Dataset section

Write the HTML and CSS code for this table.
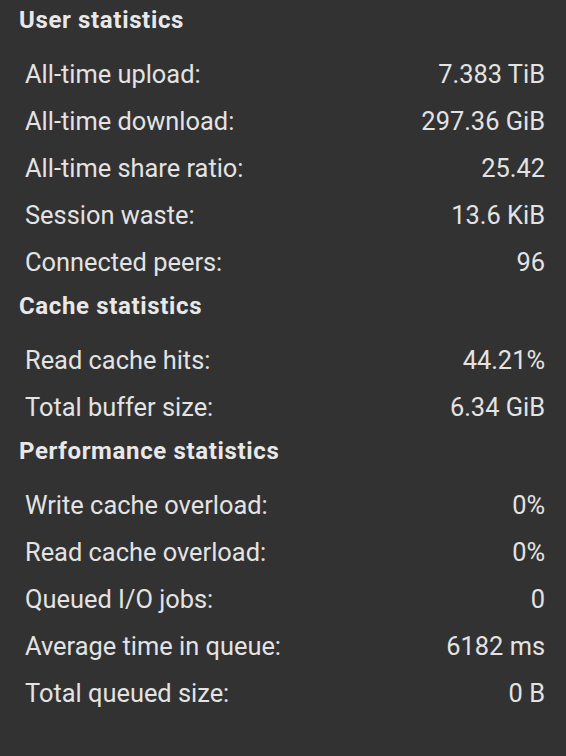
FILE: index.html
```html
<!DOCTYPE html>
<html>
<head>
<meta charset="utf-8">
<link rel="stylesheet" href="styles.css">
</head>
<body>
<div class="panel">
  <section class="group">
    <h2 class="title">User statistics</h2>
    <div class="row"><span>All-time upload:</span><span>7.383 TiB</span></div>
    <div class="row"><span>All-time download:</span><span>297.36 GiB</span></div>
    <div class="row"><span>All-time share ratio:</span><span>25.42</span></div>
    <div class="row"><span>Session waste:</span><span>13.6 KiB</span></div>
    <div class="row"><span>Connected peers:</span><span>96</span></div>
  </section>
  <section class="group">
    <h2 class="title">Cache statistics</h2>
    <div class="row"><span>Read cache hits:</span><span>44.21%</span></div>
    <div class="row"><span>Total buffer size:</span><span>6.34 GiB</span></div>
  </section>
  <section class="group">
    <h2 class="title">Performance statistics</h2>
    <div class="row"><span>Write cache overload:</span><span>0%</span></div>
    <div class="row"><span>Read cache overload:</span><span>0%</span></div>
    <div class="row"><span>Queued I/O jobs:</span><span>0</span></div>
    <div class="row"><span>Average time in queue:</span><span>6182 ms</span></div>
    <div class="row"><span>Total queued size:</span><span>0 B</span></div>
  </section>
</div>
</body>
</html>
```

FILE: styles.css
```css
html, body {
  margin: 0;
  padding: 0;
  background: #323232;
}
body {
  font-family: Roboto, "Noto Sans", sans-serif;
  color: #e3e3e3;
  height: 756px;
}
.panel {
  padding: 0 21px 0 19px;
}
.title {
  margin: 0 0 12px 0;
  height: 39px;
  display: flex;
  align-items: center;
  font-size: 24px;
  letter-spacing: 0.65px;
  font-weight: 700;
  color: #e8e8e8;
}
.row {
  height: 47px;
  box-sizing: border-box;
  padding-bottom: 2px;
  display: flex;
  align-items: center;
  justify-content: space-between;
  padding-left: 6px;
  font-size: 25.4px;
  font-weight: 400;
}
```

Work to be completed
The data should be printed again unchanged; leave its pictures out.

Response to this task
Write the HTML and CSS code for this table.
FILE: index.html
```html
<!DOCTYPE html>
<html>
<head>
<meta charset="utf-8">
<link rel="stylesheet" href="styles.css">
</head>
<body>
<div class="panel">
  <section class="group">
    <h2 class="title">User statistics</h2>
    <div class="row"><span>All-time upload:</span><span>7.383 TiB</span></div>
    <div class="row"><span>All-time download:</span><span>297.36 GiB</span></div>
    <div class="row"><span>All-time share ratio:</span><span>25.42</span></div>
    <div class="row"><span>Session waste:</span><span>13.6 KiB</span></div>
    <div class="row"><span>Connected peers:</span><span>96</span></div>
  </section>
  <section class="group">
    <h2 class="title">Cache statistics</h2>
    <div class="row"><span>Read cache hits:</span><span>44.21%</span></div>
    <div class="row"><span>Total buffer size:</span><span>6.34 GiB</span></div>
  </section>
  <section class="group">
    <h2 class="title">Performance statistics</h2>
    <div class="row"><span>Write cache overload:</span><span>0%</span></div>
    <div class="row"><span>Read cache overload:</span><span>0%</span></div>
    <div class="row"><span>Queued I/O jobs:</span><span>0</span></div>
    <div class="row"><span>Average time in queue:</span><span>6182 ms</span></div>
    <div class="row"><span>Total queued size:</span><span>0 B</span></div>
  </section>
</div>
</body>
</html>
```

FILE: styles.css
```css
html, body {
  margin: 0;
  padding: 0;
  background: #323232;
}
body {
  font-family: Roboto, "Noto Sans", sans-serif;
  color: #e3e3e3;
  height: 756px;
}
.panel {
  padding: 0 21px 0 19px;
}
.title {
  margin: 0 0 12px 0;
  height: 39px;
  display: flex;
  align-items: center;
  font-size: 24px;
  letter-spacing: 0.65px;
  font-weight: 700;
  color: #e8e8e8;
}
.row {
  height: 47px;
  box-sizing: border-box;
  padding-bottom: 2px;
  display: flex;
  align-items: center;
  justify-content: space-between;
  padding-left: 6px;
  font-size: 25.4px;
  font-weight: 400;
}
```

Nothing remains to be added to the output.